◆ **Request**
Show every line that has the string "styles" in it.

◆ **Raw data**
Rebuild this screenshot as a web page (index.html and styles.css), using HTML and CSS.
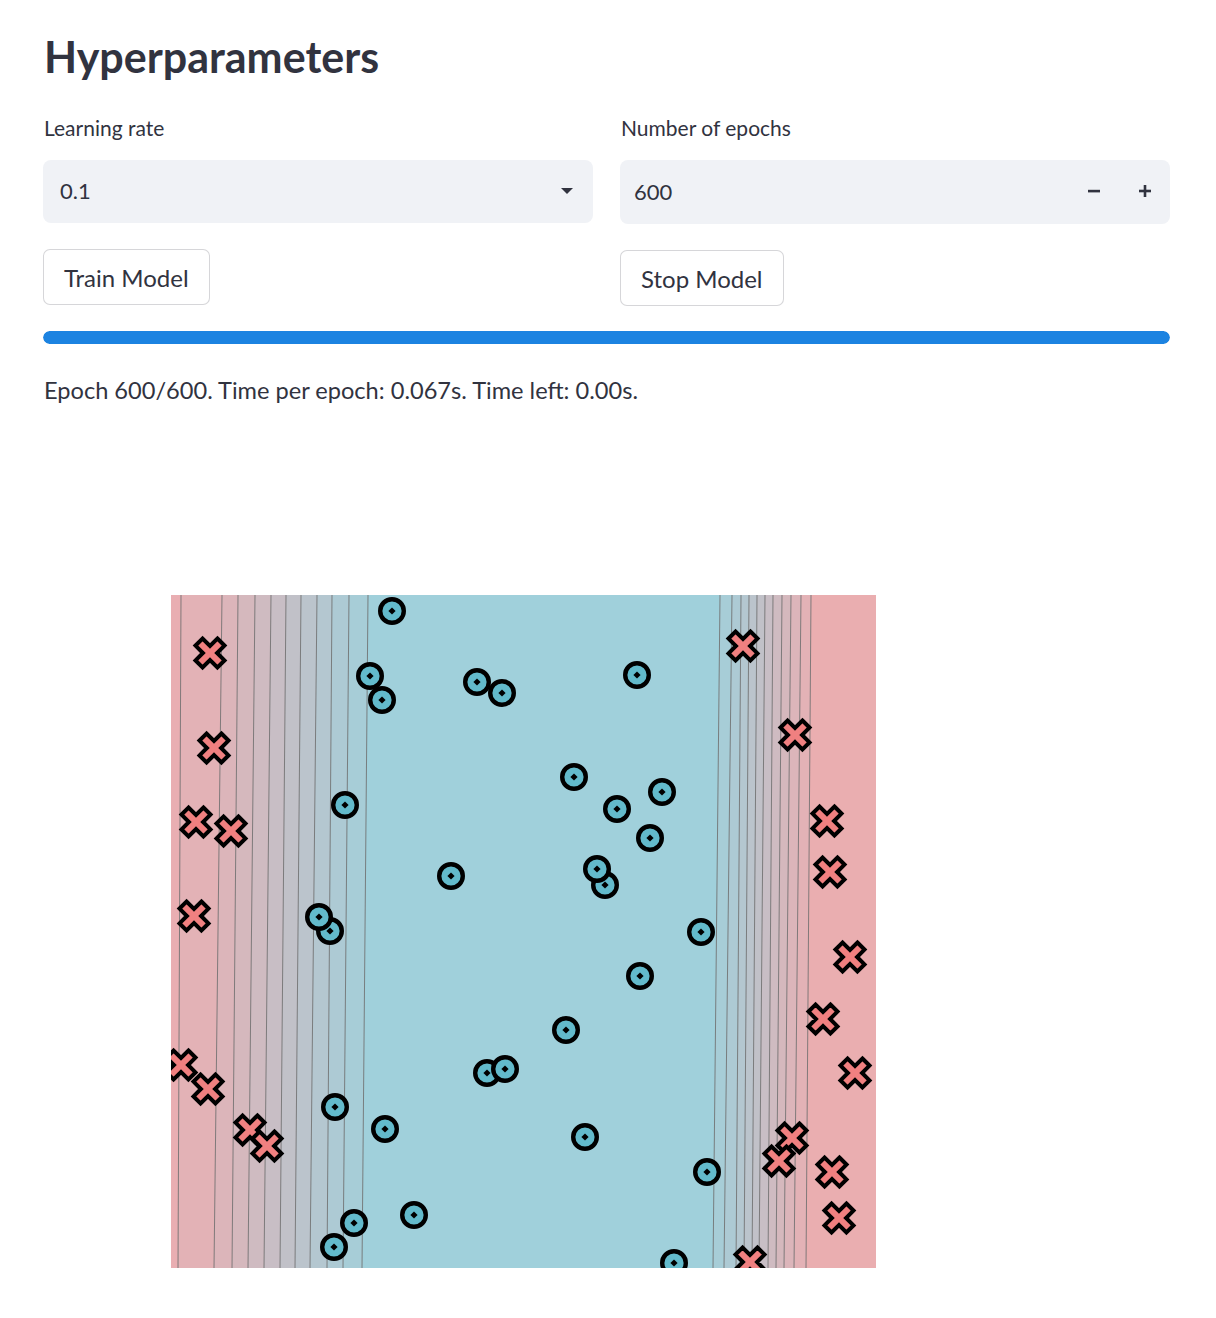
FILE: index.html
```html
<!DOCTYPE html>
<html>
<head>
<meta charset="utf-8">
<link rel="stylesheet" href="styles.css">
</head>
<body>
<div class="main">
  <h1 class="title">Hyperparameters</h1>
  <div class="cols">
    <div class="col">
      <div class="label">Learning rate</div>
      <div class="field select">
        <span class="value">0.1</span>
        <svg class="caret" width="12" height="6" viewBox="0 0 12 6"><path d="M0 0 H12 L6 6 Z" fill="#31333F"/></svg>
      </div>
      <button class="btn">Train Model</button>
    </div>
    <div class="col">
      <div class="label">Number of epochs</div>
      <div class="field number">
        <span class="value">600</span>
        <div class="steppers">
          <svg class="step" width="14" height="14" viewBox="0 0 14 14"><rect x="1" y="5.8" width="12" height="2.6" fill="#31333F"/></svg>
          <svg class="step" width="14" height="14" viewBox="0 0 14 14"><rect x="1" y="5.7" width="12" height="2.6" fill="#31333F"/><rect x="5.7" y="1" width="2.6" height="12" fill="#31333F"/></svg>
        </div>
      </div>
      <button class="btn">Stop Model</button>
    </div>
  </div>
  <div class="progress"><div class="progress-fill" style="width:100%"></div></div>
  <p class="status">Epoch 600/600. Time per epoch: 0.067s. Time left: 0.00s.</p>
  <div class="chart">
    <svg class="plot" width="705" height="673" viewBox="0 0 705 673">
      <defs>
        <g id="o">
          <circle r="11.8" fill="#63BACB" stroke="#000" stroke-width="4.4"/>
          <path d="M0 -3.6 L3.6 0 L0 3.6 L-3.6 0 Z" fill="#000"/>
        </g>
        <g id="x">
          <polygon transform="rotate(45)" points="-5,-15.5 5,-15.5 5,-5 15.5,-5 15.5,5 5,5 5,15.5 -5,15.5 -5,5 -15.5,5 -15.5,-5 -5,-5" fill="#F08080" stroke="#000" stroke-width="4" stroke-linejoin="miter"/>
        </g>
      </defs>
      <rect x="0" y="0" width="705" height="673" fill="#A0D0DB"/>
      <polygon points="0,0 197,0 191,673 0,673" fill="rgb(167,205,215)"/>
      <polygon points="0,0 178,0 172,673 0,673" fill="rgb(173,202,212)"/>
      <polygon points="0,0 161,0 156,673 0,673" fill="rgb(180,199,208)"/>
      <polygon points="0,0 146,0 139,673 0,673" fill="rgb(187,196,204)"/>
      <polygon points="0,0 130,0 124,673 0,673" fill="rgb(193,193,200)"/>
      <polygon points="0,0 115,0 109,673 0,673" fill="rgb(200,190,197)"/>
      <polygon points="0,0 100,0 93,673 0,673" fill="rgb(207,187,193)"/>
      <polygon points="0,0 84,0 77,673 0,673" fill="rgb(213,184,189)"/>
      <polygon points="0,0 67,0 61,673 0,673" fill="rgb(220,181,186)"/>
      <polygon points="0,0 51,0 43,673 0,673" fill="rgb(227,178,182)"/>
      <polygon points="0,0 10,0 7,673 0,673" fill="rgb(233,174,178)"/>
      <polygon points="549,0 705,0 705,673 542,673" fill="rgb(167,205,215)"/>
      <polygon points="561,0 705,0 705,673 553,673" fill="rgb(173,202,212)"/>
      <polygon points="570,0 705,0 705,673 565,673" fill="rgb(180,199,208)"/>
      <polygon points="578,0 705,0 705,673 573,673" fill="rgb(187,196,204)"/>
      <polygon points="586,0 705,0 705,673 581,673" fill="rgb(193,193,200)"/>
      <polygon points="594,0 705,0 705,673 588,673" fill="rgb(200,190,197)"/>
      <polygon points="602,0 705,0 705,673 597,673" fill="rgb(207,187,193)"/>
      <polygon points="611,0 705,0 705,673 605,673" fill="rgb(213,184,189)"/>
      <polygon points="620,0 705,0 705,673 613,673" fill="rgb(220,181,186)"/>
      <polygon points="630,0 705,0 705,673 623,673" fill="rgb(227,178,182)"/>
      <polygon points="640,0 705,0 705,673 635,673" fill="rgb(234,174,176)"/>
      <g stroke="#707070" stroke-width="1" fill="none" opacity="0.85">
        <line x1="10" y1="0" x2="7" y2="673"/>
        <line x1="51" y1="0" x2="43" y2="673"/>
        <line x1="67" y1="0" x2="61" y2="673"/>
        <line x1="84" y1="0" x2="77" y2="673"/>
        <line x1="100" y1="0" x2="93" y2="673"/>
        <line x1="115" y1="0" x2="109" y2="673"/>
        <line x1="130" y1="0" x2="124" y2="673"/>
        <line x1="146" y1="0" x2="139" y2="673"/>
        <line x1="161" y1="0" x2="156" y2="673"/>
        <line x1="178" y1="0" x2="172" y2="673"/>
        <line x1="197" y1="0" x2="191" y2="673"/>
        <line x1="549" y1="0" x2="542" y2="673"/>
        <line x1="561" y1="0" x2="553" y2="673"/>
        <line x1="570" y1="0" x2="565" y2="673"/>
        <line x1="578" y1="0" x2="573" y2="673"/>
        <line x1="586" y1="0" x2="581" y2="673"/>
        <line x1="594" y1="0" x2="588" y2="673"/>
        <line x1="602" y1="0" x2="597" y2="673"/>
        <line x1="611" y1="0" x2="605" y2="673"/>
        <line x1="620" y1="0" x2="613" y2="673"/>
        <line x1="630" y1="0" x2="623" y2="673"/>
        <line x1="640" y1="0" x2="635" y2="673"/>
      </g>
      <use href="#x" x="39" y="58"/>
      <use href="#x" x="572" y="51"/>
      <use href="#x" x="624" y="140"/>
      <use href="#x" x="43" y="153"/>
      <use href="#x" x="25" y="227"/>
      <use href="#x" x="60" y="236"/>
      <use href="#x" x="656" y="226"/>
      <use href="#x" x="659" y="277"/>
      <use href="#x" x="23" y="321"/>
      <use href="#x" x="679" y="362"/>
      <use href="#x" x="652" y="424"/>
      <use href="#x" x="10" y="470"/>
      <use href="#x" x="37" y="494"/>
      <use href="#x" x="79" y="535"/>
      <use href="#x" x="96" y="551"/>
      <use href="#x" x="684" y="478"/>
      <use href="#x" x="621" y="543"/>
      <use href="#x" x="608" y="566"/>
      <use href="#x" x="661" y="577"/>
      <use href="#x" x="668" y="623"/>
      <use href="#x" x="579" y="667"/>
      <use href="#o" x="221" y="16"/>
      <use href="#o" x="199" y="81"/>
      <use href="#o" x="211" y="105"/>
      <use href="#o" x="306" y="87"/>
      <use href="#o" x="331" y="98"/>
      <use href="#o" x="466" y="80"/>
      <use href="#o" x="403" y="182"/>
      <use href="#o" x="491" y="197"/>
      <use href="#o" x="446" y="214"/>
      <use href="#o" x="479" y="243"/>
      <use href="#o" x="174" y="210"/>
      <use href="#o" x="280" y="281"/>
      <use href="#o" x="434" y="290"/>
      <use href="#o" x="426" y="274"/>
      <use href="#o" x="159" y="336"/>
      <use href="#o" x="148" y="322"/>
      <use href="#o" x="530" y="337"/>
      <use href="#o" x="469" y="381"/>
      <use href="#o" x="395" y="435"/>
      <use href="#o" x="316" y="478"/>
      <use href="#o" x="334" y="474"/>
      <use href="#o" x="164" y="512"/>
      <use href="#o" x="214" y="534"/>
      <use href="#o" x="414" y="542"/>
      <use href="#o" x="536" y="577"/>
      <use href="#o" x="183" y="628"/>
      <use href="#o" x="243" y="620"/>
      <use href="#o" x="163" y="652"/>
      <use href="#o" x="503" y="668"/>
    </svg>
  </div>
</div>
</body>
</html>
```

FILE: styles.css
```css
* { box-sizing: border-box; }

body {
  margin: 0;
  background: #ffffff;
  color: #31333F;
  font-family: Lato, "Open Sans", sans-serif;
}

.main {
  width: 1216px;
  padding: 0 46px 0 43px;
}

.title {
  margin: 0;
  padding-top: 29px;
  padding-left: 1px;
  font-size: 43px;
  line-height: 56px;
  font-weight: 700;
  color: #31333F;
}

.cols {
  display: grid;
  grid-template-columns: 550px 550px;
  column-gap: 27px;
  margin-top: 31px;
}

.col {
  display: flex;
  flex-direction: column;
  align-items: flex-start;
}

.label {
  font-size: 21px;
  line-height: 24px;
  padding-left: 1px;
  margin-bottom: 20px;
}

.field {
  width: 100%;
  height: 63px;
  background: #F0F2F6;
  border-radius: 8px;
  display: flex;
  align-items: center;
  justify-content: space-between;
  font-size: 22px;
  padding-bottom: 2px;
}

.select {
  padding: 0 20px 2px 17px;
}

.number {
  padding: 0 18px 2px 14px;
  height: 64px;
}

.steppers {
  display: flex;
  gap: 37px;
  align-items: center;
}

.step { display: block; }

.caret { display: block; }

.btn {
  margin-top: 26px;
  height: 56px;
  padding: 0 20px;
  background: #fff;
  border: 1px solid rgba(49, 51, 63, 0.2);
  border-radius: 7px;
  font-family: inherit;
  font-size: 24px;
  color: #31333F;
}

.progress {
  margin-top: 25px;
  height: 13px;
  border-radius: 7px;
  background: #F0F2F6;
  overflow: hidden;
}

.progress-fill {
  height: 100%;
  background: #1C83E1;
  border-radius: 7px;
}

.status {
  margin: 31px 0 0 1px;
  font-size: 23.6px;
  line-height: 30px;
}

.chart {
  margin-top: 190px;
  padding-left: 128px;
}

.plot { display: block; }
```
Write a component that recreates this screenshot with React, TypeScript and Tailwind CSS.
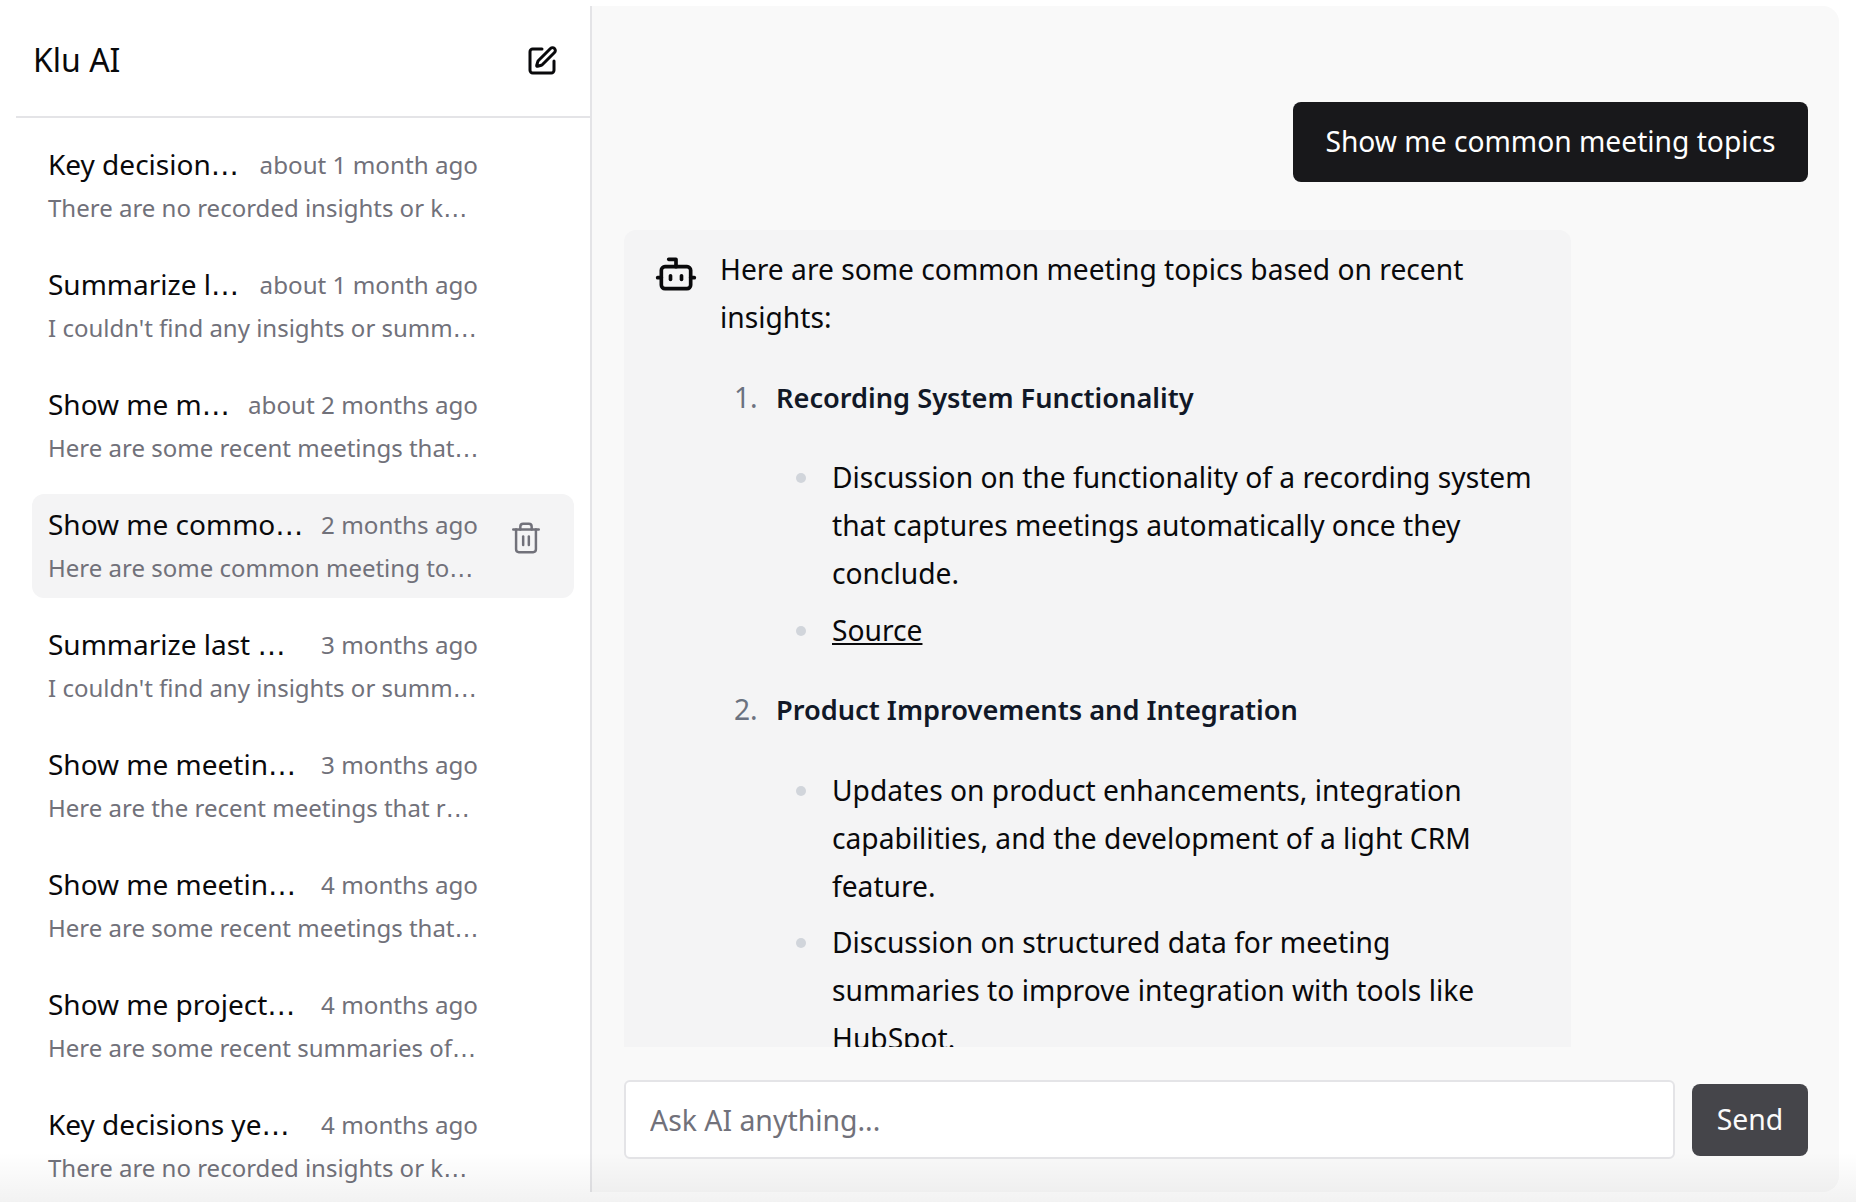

◆ **Correct output**
Rebuild this screenshot as a web page (index.html and styles.css), using HTML and CSS.
<link rel="stylesheet" href="styles.css">
FILE: styles.css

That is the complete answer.